-- begin --

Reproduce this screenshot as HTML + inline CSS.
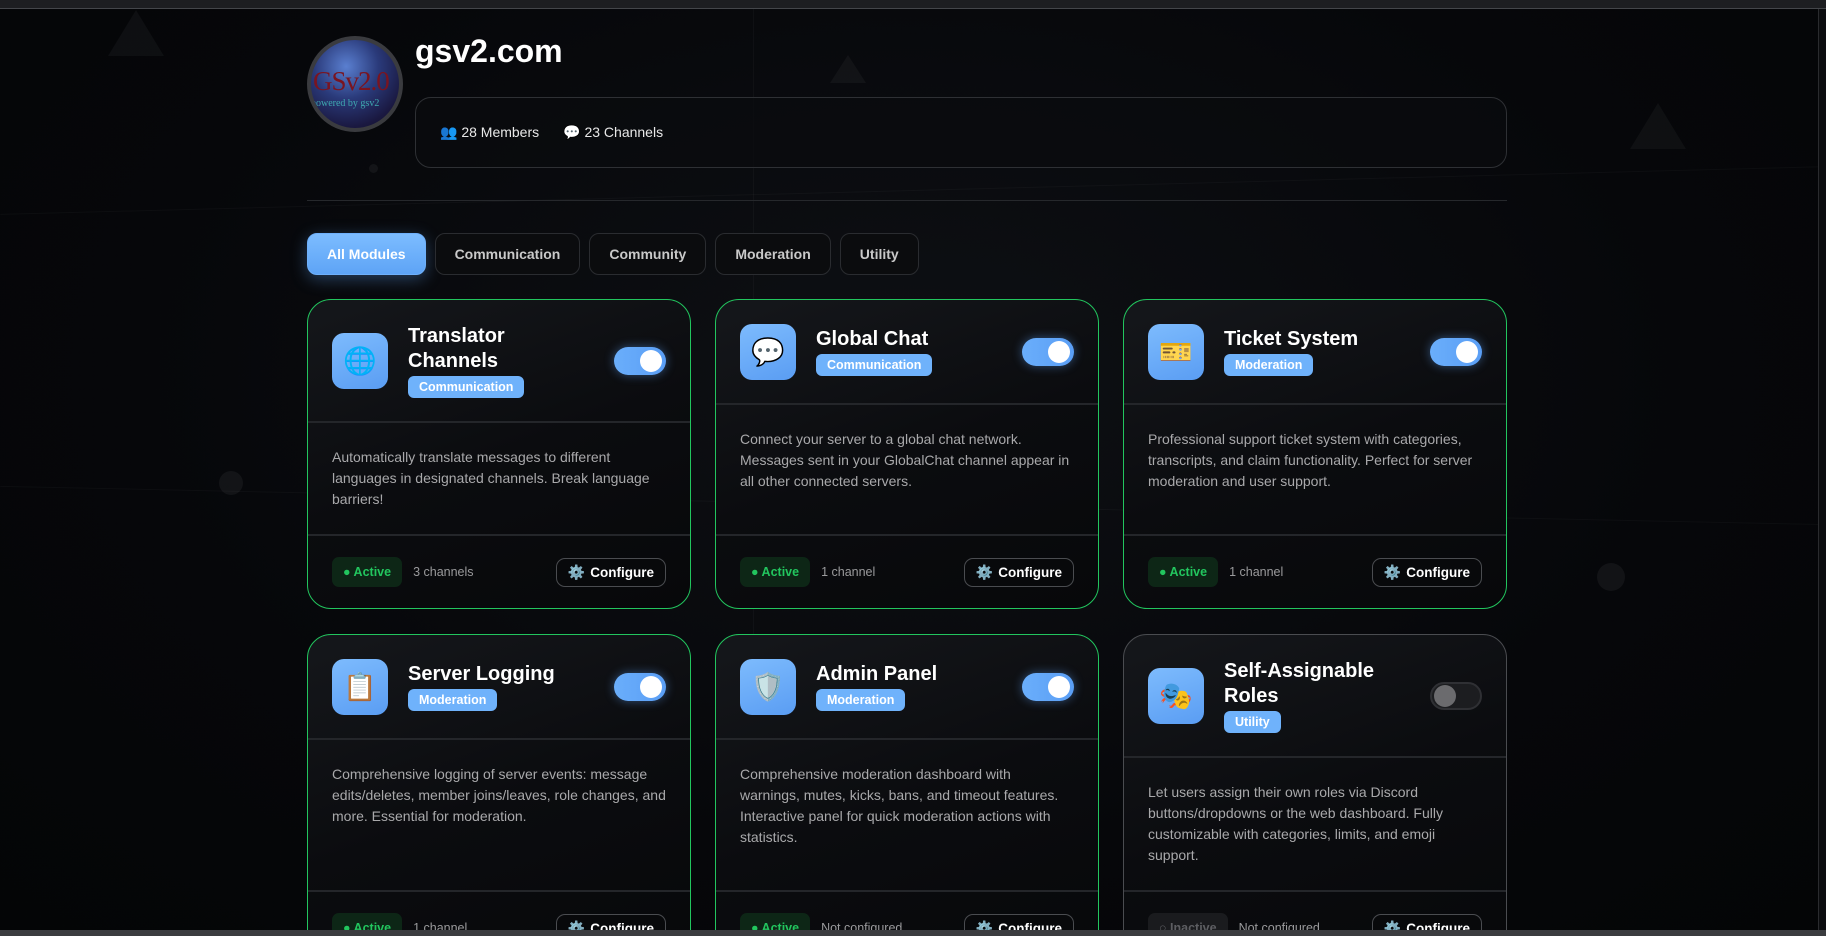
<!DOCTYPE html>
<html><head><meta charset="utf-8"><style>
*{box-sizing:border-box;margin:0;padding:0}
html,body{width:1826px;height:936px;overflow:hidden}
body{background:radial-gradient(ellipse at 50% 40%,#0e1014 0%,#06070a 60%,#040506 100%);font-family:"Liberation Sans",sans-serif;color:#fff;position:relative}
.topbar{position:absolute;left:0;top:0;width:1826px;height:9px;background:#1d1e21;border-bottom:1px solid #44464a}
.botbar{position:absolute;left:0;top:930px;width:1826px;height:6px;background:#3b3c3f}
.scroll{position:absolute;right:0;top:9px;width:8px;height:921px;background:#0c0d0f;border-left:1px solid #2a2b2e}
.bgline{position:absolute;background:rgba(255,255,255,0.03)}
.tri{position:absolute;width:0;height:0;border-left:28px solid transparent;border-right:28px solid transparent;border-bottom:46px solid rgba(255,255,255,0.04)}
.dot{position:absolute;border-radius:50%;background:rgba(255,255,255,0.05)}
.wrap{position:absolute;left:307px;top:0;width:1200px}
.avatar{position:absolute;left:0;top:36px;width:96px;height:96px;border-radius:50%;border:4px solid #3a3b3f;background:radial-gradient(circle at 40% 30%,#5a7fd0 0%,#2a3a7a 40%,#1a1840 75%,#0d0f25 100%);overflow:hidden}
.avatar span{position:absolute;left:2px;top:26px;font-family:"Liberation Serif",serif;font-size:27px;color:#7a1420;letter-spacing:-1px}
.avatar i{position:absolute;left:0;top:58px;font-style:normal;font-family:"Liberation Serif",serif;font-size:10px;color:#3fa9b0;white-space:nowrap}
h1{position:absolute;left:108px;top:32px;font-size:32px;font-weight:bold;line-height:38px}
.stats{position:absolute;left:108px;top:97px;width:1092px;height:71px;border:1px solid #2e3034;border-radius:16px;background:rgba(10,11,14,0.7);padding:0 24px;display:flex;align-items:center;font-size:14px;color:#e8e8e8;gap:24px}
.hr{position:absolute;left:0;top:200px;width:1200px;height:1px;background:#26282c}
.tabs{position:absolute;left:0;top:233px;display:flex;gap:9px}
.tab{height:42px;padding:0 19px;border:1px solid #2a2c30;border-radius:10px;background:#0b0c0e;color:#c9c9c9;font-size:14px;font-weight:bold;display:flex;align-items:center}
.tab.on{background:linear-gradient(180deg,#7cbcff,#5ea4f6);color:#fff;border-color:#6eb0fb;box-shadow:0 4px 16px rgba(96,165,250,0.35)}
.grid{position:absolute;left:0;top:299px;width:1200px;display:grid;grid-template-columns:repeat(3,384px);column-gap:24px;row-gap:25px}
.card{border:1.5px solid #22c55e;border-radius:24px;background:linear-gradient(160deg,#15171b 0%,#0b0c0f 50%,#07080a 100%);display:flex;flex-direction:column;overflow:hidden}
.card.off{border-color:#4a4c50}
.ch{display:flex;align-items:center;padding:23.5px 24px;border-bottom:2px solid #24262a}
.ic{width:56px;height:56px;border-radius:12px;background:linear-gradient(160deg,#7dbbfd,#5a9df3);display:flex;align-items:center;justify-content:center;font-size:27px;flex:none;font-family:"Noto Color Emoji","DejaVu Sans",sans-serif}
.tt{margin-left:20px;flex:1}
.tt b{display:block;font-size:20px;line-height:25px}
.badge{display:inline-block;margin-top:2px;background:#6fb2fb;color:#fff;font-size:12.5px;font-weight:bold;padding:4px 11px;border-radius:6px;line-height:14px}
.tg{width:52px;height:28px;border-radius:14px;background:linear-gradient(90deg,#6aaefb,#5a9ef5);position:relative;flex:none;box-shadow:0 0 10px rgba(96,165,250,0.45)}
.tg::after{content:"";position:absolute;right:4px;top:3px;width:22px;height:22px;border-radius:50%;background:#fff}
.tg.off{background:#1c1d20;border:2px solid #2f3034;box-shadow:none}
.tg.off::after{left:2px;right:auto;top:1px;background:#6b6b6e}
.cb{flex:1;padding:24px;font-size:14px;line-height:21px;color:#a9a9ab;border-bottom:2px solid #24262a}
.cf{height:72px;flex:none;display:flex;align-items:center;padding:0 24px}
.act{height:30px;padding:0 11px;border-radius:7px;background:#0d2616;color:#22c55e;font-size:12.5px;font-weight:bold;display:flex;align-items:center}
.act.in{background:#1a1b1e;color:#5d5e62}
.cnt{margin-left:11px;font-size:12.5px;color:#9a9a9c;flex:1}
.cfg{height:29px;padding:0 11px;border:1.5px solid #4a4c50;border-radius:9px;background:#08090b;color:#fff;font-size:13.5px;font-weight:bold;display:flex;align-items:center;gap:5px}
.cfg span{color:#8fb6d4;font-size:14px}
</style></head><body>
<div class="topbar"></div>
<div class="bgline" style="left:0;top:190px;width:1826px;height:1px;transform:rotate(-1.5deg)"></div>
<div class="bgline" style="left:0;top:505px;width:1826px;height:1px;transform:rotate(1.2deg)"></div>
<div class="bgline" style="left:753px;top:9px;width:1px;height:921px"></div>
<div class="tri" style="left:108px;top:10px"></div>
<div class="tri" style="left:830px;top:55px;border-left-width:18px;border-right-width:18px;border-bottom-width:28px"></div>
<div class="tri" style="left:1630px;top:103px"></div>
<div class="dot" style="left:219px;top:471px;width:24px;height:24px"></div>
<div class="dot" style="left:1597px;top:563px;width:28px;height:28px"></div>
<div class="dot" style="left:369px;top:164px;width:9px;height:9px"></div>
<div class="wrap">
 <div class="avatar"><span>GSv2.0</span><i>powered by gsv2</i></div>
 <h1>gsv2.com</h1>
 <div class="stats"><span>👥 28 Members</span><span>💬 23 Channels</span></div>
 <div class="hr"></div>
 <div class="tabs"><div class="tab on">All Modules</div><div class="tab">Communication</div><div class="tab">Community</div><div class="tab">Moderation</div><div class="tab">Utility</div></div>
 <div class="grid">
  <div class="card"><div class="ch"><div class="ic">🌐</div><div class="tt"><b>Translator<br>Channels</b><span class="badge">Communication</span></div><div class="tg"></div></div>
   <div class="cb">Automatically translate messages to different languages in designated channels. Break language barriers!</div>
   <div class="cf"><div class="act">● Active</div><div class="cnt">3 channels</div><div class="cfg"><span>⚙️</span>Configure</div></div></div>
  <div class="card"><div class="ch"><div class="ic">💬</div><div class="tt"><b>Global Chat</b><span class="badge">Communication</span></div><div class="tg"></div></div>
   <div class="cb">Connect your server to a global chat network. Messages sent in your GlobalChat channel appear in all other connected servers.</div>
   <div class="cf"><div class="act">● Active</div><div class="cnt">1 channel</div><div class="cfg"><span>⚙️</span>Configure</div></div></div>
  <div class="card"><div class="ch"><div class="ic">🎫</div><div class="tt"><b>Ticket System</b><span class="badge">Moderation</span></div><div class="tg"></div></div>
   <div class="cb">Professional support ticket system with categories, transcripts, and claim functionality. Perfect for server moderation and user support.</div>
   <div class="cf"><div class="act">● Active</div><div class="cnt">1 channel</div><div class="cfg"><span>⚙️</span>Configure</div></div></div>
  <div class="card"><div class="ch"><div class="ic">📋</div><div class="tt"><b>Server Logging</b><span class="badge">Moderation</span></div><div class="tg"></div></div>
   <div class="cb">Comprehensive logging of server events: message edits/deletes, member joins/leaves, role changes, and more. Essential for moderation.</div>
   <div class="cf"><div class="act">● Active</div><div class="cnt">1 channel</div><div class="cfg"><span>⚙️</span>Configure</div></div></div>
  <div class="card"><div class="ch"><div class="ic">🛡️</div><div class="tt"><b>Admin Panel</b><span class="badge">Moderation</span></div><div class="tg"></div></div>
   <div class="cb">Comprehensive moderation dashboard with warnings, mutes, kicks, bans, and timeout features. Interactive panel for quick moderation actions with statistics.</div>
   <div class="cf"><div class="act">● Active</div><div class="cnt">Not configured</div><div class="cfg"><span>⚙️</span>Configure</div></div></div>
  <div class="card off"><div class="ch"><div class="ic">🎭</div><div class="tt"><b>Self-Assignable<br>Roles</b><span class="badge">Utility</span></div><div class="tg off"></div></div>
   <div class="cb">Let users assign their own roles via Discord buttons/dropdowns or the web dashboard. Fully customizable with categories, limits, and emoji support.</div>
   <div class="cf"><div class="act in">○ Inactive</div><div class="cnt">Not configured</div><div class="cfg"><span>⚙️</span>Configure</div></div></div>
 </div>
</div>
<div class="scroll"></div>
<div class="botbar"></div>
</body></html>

-- end --
-- begin --

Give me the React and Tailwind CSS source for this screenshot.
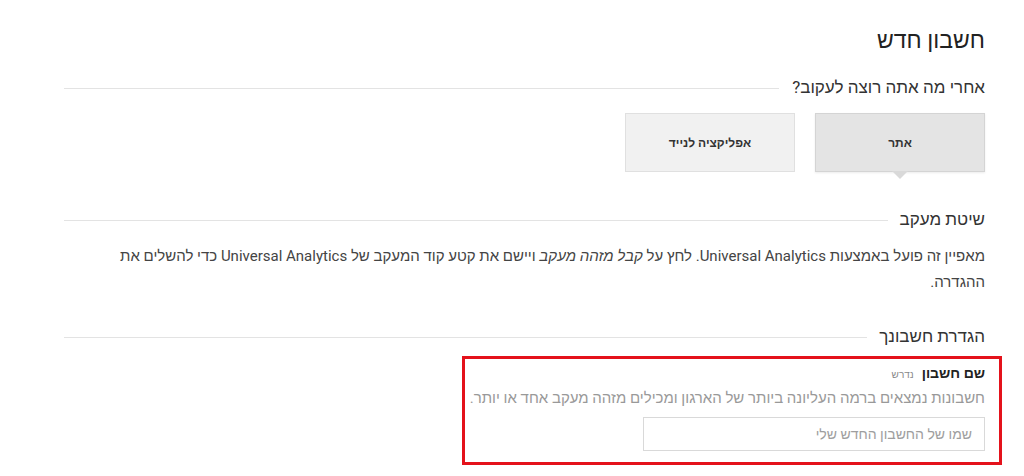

-- end --
-- begin --

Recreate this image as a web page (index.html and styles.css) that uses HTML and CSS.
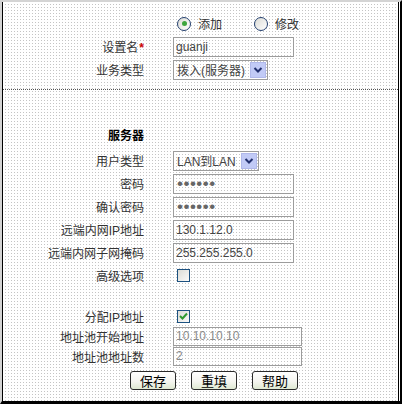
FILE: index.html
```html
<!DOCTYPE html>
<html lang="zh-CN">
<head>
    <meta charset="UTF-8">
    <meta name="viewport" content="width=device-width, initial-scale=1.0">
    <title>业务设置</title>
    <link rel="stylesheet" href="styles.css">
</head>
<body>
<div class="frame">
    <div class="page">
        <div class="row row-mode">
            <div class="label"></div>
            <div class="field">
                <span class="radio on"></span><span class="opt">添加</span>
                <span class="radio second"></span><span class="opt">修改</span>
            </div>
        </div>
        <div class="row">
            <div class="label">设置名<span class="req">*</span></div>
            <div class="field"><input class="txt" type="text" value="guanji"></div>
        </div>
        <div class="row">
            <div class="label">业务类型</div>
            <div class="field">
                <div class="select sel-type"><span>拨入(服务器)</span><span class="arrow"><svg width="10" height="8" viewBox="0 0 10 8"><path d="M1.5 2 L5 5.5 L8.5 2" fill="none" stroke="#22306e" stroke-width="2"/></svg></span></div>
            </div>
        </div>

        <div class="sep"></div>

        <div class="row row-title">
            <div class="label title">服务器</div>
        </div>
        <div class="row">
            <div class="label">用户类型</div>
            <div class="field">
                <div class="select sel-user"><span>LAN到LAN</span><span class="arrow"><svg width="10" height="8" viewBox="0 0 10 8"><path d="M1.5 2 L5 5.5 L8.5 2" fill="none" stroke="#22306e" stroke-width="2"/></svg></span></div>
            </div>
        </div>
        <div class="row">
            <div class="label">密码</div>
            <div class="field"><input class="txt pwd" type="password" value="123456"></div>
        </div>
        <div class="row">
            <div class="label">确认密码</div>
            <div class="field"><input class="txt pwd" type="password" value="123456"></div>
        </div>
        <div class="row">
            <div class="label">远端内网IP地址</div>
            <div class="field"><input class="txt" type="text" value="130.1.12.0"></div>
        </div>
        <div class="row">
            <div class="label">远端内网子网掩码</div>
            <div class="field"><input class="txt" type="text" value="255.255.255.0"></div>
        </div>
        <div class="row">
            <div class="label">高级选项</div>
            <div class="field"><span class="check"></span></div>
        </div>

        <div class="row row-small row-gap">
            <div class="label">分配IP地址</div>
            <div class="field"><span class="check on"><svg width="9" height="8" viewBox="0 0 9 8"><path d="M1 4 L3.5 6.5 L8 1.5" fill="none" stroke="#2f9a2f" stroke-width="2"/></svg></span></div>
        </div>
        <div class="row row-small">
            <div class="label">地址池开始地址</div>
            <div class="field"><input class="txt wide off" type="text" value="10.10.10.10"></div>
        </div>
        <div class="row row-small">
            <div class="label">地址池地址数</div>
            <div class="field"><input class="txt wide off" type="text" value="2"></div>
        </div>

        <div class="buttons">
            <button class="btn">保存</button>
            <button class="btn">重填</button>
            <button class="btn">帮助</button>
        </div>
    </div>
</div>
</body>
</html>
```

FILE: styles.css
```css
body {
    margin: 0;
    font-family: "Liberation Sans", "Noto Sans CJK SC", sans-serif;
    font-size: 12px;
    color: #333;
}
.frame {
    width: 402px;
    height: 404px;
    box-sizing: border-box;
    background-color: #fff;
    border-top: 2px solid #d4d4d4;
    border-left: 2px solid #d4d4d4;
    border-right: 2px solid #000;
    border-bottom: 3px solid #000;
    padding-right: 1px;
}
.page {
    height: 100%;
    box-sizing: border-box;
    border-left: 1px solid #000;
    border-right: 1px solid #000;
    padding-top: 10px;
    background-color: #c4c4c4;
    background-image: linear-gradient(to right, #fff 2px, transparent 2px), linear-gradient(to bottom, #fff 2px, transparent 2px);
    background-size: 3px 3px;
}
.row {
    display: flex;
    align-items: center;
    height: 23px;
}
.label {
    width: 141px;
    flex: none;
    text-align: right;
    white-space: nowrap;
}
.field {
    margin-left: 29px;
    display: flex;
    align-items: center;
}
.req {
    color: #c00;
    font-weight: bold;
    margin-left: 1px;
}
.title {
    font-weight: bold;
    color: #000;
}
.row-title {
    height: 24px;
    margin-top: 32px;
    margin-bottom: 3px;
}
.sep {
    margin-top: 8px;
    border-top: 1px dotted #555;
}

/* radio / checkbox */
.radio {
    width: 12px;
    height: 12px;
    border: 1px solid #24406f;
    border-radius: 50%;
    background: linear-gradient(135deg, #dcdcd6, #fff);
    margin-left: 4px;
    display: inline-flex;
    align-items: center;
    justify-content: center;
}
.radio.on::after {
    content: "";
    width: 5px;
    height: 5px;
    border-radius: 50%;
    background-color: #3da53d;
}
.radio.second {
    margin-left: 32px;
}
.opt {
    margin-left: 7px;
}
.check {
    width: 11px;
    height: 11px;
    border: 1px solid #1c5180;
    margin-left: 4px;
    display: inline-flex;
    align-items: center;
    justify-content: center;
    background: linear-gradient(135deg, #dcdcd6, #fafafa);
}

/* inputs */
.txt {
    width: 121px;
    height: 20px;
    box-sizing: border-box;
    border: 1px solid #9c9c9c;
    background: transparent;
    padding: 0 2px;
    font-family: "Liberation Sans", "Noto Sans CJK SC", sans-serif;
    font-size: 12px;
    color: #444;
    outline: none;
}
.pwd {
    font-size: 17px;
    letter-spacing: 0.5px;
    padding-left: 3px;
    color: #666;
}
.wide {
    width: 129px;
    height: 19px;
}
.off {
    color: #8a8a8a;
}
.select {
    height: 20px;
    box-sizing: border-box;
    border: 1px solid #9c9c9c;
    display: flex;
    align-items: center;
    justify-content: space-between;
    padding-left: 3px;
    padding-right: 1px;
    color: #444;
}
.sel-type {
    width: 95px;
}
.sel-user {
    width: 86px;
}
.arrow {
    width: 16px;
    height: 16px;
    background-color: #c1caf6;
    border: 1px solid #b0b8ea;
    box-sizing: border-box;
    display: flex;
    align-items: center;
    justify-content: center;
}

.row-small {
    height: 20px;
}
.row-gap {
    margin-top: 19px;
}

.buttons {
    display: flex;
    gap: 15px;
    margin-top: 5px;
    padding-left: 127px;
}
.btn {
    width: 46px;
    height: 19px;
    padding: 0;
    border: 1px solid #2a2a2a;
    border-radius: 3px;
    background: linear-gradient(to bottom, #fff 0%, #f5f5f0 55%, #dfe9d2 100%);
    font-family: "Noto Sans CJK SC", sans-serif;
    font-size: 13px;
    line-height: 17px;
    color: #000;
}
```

-- end --

**Task instructions**
Copy all lines from the data that hold the word "index".

**Answer to the task**
Recreate this image as a web page (index.html and styles.css) that uses HTML and CSS.
FILE: index.html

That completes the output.